The Peculiar Exploits of Brigadier Ffellowes
- Cover of The Peculiar Exploits of Brigadier Ffellowes
- Author: Sterling E. Lanier
- Language: English
- Series: Brigadier Ffellowes
- Genre: Fantasy
- Publisher: Walker
- Publication date: 1971
- Publication place: United States
- Media type: Print (hardback)
- Pages: 159 pp
- ISBN: 0-8027-5548-8
- OCLC: 357403
- Dewey Decimal: 813/.5/4
- LC Class: PZ4.L289 Pe3 PS3562.A52
- Followed by: The Curious Quests of Brigadier Ffellowes

= The Peculiar Exploits of Brigadier Ffellowes =

1971 short story collection by Sterling E. Lanier

The Peculiar Exploits of Brigadier Ffellowes is a collection of fantasy short stories by Sterling E. Lanier. The stories take the form of tall tales told in a bar or club, similar to the Jorkens stories of Lord Dunsany. It was first published in New York by Walker in 1971, and in London by Sidgwick & Jackson in 1977. The English edition includes an introduction by Arthur C. Clarke. The collection was also published together with John Morressy's Frostworld and Dreamfire as the Sidgwick & Jackson double Science Fiction Special 35 in 1981. The stories originally appeared in issues of the Fantasy and Science Fiction between August 1968 and July 1970.

==Contents==
- "Introduction" (Arthur C. Clarke) (English edition and later American edition only)
- "His Only Safari" (1970)
- "The Kings of the Sea" (1968)
- "His Coat So Gay" (1965)
- "The Leftovers" (1969)
- "A Feminine Jurisdiction" (1969)
- "Fraternity Brother" (1969)
- "Soldier Key" (1968)

==Reception==
P. Schuyler Miller in Analog Science Fiction/Science Fact classes the Ffellowes stories among the "tall tales well told" in the Odyssey, the Sindbad cycle, and the modern instances of the Jorkens, Gavagan's Bar, and White Hart tales, which he calls "the basic bones and blood of fiction.
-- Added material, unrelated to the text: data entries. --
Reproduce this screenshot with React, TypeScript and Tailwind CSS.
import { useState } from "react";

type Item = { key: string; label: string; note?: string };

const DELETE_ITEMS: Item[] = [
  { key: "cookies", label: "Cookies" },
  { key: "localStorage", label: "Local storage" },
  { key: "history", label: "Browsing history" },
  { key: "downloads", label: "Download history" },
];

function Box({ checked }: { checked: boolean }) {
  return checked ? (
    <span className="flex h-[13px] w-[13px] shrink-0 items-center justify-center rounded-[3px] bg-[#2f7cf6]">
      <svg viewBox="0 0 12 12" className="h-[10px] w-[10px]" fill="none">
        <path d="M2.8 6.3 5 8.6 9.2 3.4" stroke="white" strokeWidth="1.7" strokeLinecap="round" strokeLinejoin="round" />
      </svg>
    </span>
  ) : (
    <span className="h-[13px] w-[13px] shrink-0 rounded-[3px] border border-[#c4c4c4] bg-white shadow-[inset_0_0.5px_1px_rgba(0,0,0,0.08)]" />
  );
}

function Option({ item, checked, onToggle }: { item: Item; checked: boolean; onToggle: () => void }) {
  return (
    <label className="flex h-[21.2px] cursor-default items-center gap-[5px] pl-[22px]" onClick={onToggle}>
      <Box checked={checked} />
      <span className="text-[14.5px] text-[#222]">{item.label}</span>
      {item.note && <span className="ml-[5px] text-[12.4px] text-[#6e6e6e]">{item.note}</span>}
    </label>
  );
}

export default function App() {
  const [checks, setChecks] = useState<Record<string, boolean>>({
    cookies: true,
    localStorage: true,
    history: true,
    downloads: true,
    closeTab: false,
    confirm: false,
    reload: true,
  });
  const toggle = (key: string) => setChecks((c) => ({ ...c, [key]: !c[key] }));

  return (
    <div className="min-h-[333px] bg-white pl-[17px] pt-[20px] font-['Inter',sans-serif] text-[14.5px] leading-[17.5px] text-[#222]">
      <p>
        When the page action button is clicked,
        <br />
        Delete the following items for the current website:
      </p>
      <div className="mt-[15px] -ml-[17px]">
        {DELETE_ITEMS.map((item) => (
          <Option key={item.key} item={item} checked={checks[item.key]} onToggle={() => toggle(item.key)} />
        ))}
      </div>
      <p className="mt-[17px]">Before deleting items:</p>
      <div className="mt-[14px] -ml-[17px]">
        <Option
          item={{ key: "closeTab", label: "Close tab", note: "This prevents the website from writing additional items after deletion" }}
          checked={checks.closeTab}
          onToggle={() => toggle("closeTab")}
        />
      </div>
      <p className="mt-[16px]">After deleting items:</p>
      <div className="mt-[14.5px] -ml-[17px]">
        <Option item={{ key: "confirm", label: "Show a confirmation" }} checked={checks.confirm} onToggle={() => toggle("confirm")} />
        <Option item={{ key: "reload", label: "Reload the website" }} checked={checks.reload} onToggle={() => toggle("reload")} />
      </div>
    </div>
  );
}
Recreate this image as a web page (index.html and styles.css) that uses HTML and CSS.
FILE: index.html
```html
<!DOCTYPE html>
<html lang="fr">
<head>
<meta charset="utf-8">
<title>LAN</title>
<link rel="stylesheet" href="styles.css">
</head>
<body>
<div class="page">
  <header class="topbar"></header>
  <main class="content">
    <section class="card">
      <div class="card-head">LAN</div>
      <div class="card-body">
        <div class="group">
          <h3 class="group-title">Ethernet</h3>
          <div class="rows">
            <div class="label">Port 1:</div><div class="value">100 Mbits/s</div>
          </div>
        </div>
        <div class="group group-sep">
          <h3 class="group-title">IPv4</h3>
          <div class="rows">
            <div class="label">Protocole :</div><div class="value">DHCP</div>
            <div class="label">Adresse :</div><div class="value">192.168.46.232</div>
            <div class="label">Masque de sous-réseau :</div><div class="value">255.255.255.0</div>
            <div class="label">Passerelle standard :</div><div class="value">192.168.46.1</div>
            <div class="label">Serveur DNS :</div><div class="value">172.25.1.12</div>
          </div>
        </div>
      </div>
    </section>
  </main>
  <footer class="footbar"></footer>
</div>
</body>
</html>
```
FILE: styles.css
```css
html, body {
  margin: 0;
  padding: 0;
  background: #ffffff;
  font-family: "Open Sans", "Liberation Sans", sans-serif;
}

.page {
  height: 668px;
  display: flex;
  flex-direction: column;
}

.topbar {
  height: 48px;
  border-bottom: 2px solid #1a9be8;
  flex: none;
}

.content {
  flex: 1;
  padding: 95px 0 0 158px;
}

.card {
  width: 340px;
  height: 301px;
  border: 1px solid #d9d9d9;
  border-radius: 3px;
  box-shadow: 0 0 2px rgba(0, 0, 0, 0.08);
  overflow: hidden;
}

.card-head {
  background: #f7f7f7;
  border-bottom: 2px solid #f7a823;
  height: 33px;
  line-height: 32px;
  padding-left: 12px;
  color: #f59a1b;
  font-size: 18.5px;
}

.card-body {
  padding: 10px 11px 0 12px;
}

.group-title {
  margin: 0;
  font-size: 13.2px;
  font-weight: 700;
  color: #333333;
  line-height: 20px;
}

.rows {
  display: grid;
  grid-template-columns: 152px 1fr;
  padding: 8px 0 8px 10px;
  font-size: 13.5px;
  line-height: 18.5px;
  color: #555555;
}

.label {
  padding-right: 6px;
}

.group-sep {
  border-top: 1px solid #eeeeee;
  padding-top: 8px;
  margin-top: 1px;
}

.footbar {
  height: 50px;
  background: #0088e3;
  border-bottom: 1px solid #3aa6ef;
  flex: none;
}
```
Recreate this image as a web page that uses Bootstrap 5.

I've missed them, and I missed this collection for too long. Don't let it happen to you." After surveying the strange creatures encountered in the brigardeer's narratives, he concludes "[t]hey are grand tales, every one. ... I hope there will be more, and soon!"

The collection was also reviewed by Gahan Wilson in The Magazine of Fantasy and Science Fiction, December 1973, Juanita Coulson in Yandro #225, February 1974, John Clute in Vector 81, 1977, and John Sladek in Foundation #13, May 1978.